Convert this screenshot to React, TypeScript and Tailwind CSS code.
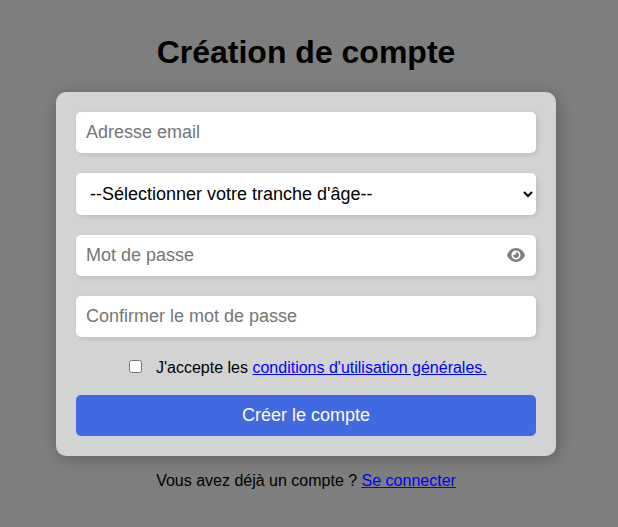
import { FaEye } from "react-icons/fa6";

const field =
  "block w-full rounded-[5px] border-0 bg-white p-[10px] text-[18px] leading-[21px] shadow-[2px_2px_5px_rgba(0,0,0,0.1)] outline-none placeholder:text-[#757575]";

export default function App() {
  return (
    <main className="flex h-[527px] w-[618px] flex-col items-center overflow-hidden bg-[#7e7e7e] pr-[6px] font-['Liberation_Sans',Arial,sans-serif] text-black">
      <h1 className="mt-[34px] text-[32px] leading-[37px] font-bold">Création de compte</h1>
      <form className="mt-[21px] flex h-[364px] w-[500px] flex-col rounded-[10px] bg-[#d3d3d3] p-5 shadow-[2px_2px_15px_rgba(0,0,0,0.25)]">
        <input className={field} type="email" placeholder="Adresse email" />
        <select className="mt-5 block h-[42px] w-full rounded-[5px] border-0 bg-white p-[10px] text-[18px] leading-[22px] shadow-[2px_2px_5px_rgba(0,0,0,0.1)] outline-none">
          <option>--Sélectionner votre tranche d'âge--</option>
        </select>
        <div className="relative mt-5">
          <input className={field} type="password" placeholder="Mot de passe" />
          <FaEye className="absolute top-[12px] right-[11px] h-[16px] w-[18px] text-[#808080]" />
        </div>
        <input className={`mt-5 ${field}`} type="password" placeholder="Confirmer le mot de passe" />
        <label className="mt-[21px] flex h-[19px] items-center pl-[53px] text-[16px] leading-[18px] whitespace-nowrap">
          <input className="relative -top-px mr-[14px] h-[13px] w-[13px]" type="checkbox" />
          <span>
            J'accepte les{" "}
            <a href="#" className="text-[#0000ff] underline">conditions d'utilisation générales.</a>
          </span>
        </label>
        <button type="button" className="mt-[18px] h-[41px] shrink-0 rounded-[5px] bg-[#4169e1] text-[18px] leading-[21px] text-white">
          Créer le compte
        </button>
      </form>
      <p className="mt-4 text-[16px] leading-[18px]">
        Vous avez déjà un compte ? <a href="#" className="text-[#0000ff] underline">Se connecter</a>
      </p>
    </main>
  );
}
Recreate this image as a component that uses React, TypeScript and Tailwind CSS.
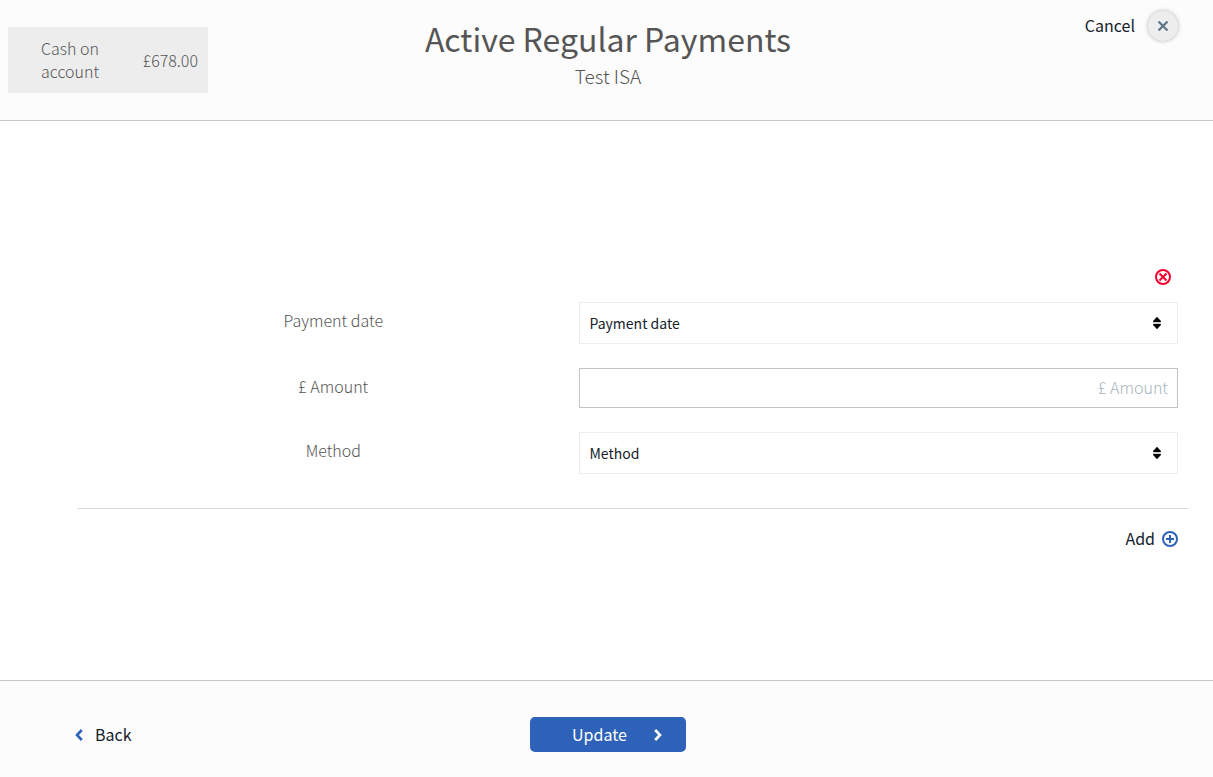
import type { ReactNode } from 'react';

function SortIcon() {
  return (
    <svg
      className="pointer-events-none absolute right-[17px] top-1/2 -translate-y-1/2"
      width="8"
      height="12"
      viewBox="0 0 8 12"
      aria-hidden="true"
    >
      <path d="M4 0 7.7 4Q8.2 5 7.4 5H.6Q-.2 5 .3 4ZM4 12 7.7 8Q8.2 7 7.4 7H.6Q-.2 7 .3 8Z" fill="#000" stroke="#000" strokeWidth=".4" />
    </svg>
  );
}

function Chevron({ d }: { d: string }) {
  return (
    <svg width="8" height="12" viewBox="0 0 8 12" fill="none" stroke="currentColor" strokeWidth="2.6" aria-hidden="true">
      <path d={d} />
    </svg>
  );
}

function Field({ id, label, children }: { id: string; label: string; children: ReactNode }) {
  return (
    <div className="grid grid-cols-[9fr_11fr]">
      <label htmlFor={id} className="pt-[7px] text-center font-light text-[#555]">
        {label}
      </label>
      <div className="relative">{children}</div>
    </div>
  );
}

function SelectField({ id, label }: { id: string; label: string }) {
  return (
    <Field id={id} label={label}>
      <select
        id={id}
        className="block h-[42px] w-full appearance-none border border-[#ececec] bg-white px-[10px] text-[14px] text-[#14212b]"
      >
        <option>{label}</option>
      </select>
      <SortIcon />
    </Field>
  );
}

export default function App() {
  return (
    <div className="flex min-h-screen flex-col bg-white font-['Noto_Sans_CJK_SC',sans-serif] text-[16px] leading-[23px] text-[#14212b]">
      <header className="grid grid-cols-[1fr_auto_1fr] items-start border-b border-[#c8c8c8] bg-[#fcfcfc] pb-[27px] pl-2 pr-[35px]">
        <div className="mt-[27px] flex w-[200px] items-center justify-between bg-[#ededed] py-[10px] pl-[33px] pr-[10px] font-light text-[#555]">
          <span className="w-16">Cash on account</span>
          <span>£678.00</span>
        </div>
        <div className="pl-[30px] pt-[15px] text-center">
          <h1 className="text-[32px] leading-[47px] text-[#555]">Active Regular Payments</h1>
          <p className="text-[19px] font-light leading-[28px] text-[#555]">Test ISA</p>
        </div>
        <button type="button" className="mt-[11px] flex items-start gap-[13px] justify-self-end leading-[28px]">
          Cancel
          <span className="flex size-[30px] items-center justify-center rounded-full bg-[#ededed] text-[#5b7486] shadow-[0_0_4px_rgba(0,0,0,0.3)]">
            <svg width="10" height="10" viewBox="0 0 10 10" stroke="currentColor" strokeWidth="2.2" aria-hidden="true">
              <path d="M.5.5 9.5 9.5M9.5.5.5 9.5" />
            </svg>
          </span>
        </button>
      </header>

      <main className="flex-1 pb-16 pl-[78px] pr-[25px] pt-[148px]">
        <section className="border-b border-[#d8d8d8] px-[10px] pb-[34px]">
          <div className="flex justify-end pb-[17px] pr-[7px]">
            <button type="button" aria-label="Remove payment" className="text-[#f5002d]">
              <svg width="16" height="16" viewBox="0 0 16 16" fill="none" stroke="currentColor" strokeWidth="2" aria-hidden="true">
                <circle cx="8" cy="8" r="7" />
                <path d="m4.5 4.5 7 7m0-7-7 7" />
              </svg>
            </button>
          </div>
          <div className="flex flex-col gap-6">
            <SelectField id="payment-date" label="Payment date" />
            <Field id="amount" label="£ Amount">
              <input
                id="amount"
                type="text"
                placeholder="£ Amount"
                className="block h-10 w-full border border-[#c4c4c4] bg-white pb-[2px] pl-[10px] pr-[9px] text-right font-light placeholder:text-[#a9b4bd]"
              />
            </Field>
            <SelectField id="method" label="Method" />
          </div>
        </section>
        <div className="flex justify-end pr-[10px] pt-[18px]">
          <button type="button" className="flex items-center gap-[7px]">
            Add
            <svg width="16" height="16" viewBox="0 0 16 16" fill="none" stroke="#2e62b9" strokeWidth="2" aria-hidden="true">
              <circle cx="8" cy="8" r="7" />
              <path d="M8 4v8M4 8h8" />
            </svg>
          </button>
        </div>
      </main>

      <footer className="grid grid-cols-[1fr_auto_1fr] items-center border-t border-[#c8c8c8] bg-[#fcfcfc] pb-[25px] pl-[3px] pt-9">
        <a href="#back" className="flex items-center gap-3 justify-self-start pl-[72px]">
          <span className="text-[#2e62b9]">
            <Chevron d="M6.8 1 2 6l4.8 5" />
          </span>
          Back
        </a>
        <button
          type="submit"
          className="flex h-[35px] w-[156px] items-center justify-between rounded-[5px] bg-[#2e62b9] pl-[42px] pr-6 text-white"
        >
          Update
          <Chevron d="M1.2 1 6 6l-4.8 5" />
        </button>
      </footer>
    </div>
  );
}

------------------------------------------------

Do this
Say how many lines of the data hold the string "TypeScript". Reply with the number alone.

Answer to the problem
2